The grants, however, were often
ignorantly and sometimes unscrupulously made, and their limits were so
ill-defined that much quarrelling ensued. [Sidenote: Sir Ferdinando
Gorges, and the Council for New England]
During the years immediately following the voyage of the Mayflower,
several attempts at settlement were made about the shores of
Massachusetts bay. One of the merchant adventurers, Thomas Weston, took
it into his head in 1622 to separate from his partners and send out a
colony of seventy men on his own account. These men made a settlement
at Wessagusset, some twenty-five miles north of Plymouth. They were a
disorderly, thriftless rabble, picked up from the London streets, and
soon got into trouble with the Indians; after a year they were glad
to get back to England as best they could, and in this the Plymouth
settlers willingly aided them.

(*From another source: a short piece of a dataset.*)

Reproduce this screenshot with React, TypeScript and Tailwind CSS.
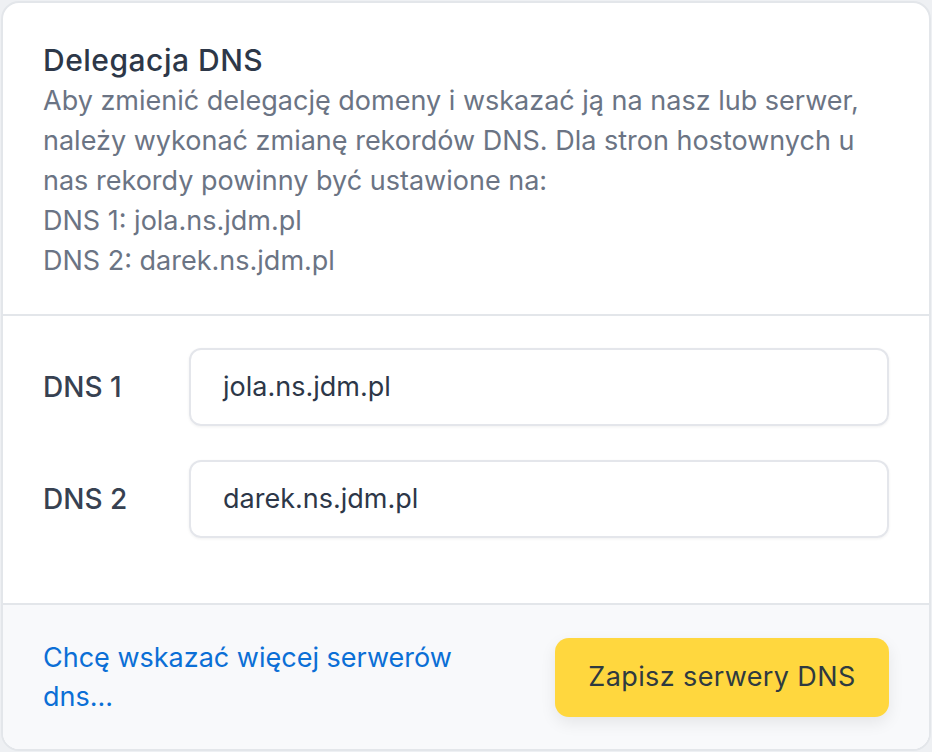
import React from "react";

export default function App() {
  return (
    <div className="w-[932px] h-[752px] bg-[#eef0f3] p-px" style={{ fontFamily: "Inter, 'Noto Sans', sans-serif" }}>
      <div className="w-full h-full bg-white border-2 border-[#e3e6ea] rounded-[18px] overflow-hidden flex flex-col">
        <div className="px-[40px] pt-[39px] pb-[33px] border-b-2 border-[#e3e6ea]">
          <h2 className="text-[30px] leading-[37px] font-medium text-[#2d3748] tracking-[0.5px]">Delegacja DNS</h2>
          <p className="mt-[2px] text-[27px] leading-[40px] text-[#6b7484]">
            Aby zmienić delegację domeny i wskazać ją na nasz lub serwer, należy wykonać zmianę rekordów DNS. Dla stron hostownych u nas rekordy powinny być ustawione na:
            <br />
            DNS 1: jola.ns.jdm.pl
            <br />
            DNS 2: darek.ns.jdm.pl
          </p>
        </div>
        <div className="flex-1 px-[40px] pt-[32px] flex flex-col gap-[34px]">
          <div className="flex items-center">
            <label className="w-[146px] text-[28px] font-medium text-[#374151]">DNS 1</label>
            <div className="flex-1 h-[78px] rounded-[12px] border-2 border-[#e4e6eb] shadow-[0_1px_3px_rgba(0,0,0,0.06)] flex items-center px-[32px] text-[27px] text-[#2d3748]">
              jola.ns.jdm.pl
            </div>
          </div>
          <div className="flex items-center">
            <label className="w-[146px] text-[28px] font-medium text-[#374151]">DNS 2</label>
            <div className="flex-1 h-[78px] rounded-[12px] border-2 border-[#e4e6eb] shadow-[0_1px_3px_rgba(0,0,0,0.06)] flex items-center px-[32px] text-[27px] text-[#2d3748]">
              darek.ns.jdm.pl
            </div>
          </div>
        </div>
        <div className="h-[146px] border-t-2 border-[#e3e6ea] bg-[#f8f9fb] px-[40px] flex items-center justify-between">
          <a className="text-[27px] leading-[39px] text-[#0b6fd6] w-[440px]">Chcę wskazać więcej serwerów dns...</a>
          <button className="w-[334px] h-[79px] rounded-[14px] bg-[#ffd73e] text-[27px] tracking-[0.4px] text-[#2f3a40] shadow-[0_6px_16px_rgba(0,0,0,0.08)]">
            Zapisz serwery DNS
          </button>
        </div>
      </div>
    </div>
  );
}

In June of that same year 1622 there
arrived on the scene a picturesque but ill understood personage, Thomas
Morton, "of Clifford's Inn, Gent.," as he tells on the title-page of
his quaint and delightful book, the "New English Canaan." Bradford
disparagingly says that he "had been a kind of petie-fogger of
Furnifell's Inn"; but the churchman Samuel Maverick declares that he
was a "gentleman of good qualitie." He was an agent of Sir Ferdinando
Gorges, and came with some thirty followers to make the beginnings of
a royalist and Episcopal settlement in the Massachusetts bay.